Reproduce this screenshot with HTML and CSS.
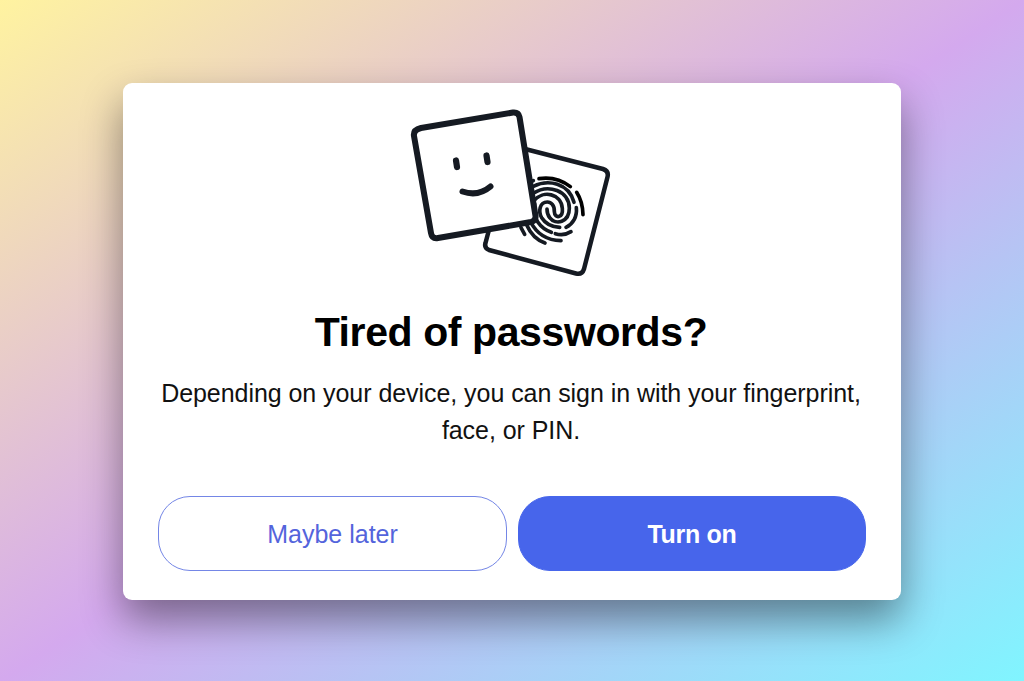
FILE: index.html
```html
<!DOCTYPE html>
<html lang="en">
<head>
<meta charset="utf-8">
<title>Tired of passwords?</title>
<link rel="stylesheet" href="styles.css">
</head>
<body>
<main class="card">
  <svg class="art" viewBox="0 0 220 185" fill="none" stroke="#151a22" stroke-linecap="round" stroke-linejoin="round">
    <path d="M98 42 L203 69 Q209 71 207.500 77 L184 169 Q182 175 176 173.500 L89 150 Q84 148 85.500 143 L110 50 Z" stroke-width="4.500"/>
    <g class="fingerprint" transform="translate(100 65) scale(.33333)" stroke-width="11">
      <path stroke="#000" d="M117 41 Q170 33 211 65 M230 82 Q248 110 249 149"/>
      <path d="M94 50 L100 47 M100 64 C145 42 206 54 222 112"/>
      <path d="M100 85 C145 56 208 77 208 130 C208 172 167 182 149 158 C143 150 141 142 141 132"/>
      <path d="M102 107 C130 74 184 86 187 130 C190 160 164 162 163 140 C164 121 153 111 142 111 C119 111 114 139 125 158 C137 177 158 186 179 187"/>
      <path d="M229 128 C232 155 219 177 198 187 M104 118 C94 159 122 190 154 202 M166 206 Q191 214 213 200"/>
      <path d="M92 171 C110 206 140 226 183 227 M80 180 C91 205 112 226 135 234 M63 188 L74 208"/>
    </g>
    <path d="M21 28 L113 12.500 Q118.500 12 119.500 17 L135.500 116 Q136 121 131 122 L38 138 Q32 139 31 133 L14 36 Q13 30 21 28 Z" fill="#fff" stroke-width="6"/>
    <path d="M56 60.500 L57 67 M86.500 55.500 L87.500 62" stroke-width="6.200"/>
    <path d="M62.500 91.500 Q78 97 90.500 86.500" stroke-width="6"/>
  </svg>
  <h1 class="title">Tired of passwords?</h1>
  <p class="description">Depending on your device, you can sign in with your fingerprint, face, or PIN.</p>
  <div class="actions">
    <button class="button" type="button">Maybe later</button>
    <button class="button button-primary" type="button">Turn on</button>
  </div>
</main>
</body>
</html>
```
FILE: styles.css
```css
* { box-sizing: border-box; }
body {
  margin: 0;
  height: 681px;
  padding: 83px 0 0 123px;
  overflow: hidden;
  font-family: "Liberation Sans", Arial, sans-serif;
  background: linear-gradient(to bottom right, #fff3a0 0%, #d4a9ee 50%, #80f5ff 100%);
}
.card {
  width: 778px;
  height: 517px;
  padding: 17px 35px 0;
  display: flex;
  flex-direction: column;
  align-items: center;
  border-radius: 9px;
  background: #fff;
  box-shadow: 0 20px 40px rgba(0, 0, 0, .42);
}
.art {
  width: 220px;
  height: 185px;
  flex: none;
  transform: translate(-2px, 0);
}
.title {
  margin: 23px 0 0;
  padding-right: 2px;
  font-size: 41px;
  line-height: 48px;
  font-weight: 700;
  letter-spacing: -.4px;
  color: #000;
}
.description {
  margin: 19px 0 0;
  padding-right: 2px;
  width: 714px;
  font-size: 25px;
  line-height: 37px;
  letter-spacing: -.055px;
  text-align: center;
  color: #111;
}
.actions {
  width: 708px;
  margin-top: 47px;
  display: grid;
  grid-template-columns: 349px 348px;
  gap: 11px;
}
.button {
  height: 75px;
  padding: 1px 0 0;
  border: 1px solid #7486e6;
  border-radius: 32px;
  background: #fff;
  color: #5464dc;
  font-family: inherit;
  font-size: 25px;
}
.button-primary {
  border-color: #4766eb;
  background: #4765eb;
  color: #fff;
  font-weight: 700;
  letter-spacing: -.3px;
}
```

== To be done ==
Transcribe the full listing above exactly, with the images removed.

== Full solution ==
Reproduce this screenshot with HTML and CSS.
FILE: index.html
```html
<!DOCTYPE html>
<html lang="en">
<head>
<meta charset="utf-8">
<title>Tired of passwords?</title>
<link rel="stylesheet" href="styles.css">
</head>
<body>
<main class="card">
  <svg class="art" viewBox="0 0 220 185" fill="none" stroke="#151a22" stroke-linecap="round" stroke-linejoin="round">
    <path d="M98 42 L203 69 Q209 71 207.500 77 L184 169 Q182 175 176 173.500 L89 150 Q84 148 85.500 143 L110 50 Z" stroke-width="4.500"/>
    <g class="fingerprint" transform="translate(100 65) scale(.33333)" stroke-width="11">
      <path stroke="#000" d="M117 41 Q170 33 211 65 M230 82 Q248 110 249 149"/>
      <path d="M94 50 L100 47 M100 64 C145 42 206 54 222 112"/>
      <path d="M100 85 C145 56 208 77 208 130 C208 172 167 182 149 158 C143 150 141 142 141 132"/>
      <path d="M102 107 C130 74 184 86 187 130 C190 160 164 162 163 140 C164 121 153 111 142 111 C119 111 114 139 125 158 C137 177 158 186 179 187"/>
      <path d="M229 128 C232 155 219 177 198 187 M104 118 C94 159 122 190 154 202 M166 206 Q191 214 213 200"/>
      <path d="M92 171 C110 206 140 226 183 227 M80 180 C91 205 112 226 135 234 M63 188 L74 208"/>
    </g>
    <path d="M21 28 L113 12.500 Q118.500 12 119.500 17 L135.500 116 Q136 121 131 122 L38 138 Q32 139 31 133 L14 36 Q13 30 21 28 Z" fill="#fff" stroke-width="6"/>
    <path d="M56 60.500 L57 67 M86.500 55.500 L87.500 62" stroke-width="6.200"/>
    <path d="M62.500 91.500 Q78 97 90.500 86.500" stroke-width="6"/>
  </svg>
  <h1 class="title">Tired of passwords?</h1>
  <p class="description">Depending on your device, you can sign in with your fingerprint, face, or PIN.</p>
  <div class="actions">
    <button class="button" type="button">Maybe later</button>
    <button class="button button-primary" type="button">Turn on</button>
  </div>
</main>
</body>
</html>
```
FILE: styles.css
```css
* { box-sizing: border-box; }
body {
  margin: 0;
  height: 681px;
  padding: 83px 0 0 123px;
  overflow: hidden;
  font-family: "Liberation Sans", Arial, sans-serif;
  background: linear-gradient(to bottom right, #fff3a0 0%, #d4a9ee 50%, #80f5ff 100%);
}
.card {
  width: 778px;
  height: 517px;
  padding: 17px 35px 0;
  display: flex;
  flex-direction: column;
  align-items: center;
  border-radius: 9px;
  background: #fff;
  box-shadow: 0 20px 40px rgba(0, 0, 0, .42);
}
.art {
  width: 220px;
  height: 185px;
  flex: none;
  transform: translate(-2px, 0);
}
.title {
  margin: 23px 0 0;
  padding-right: 2px;
  font-size: 41px;
  line-height: 48px;
  font-weight: 700;
  letter-spacing: -.4px;
  color: #000;
}
.description {
  margin: 19px 0 0;
  padding-right: 2px;
  width: 714px;
  font-size: 25px;
  line-height: 37px;
  letter-spacing: -.055px;
  text-align: center;
  color: #111;
}
.actions {
  width: 708px;
  margin-top: 47px;
  display: grid;
  grid-template-columns: 349px 348px;
  gap: 11px;
}
.button {
  height: 75px;
  padding: 1px 0 0;
  border: 1px solid #7486e6;
  border-radius: 32px;
  background: #fff;
  color: #5464dc;
  font-family: inherit;
  font-size: 25px;
}
.button-primary {
  border-color: #4766eb;
  background: #4765eb;
  color: #fff;
  font-weight: 700;
  letter-spacing: -.3px;
}
```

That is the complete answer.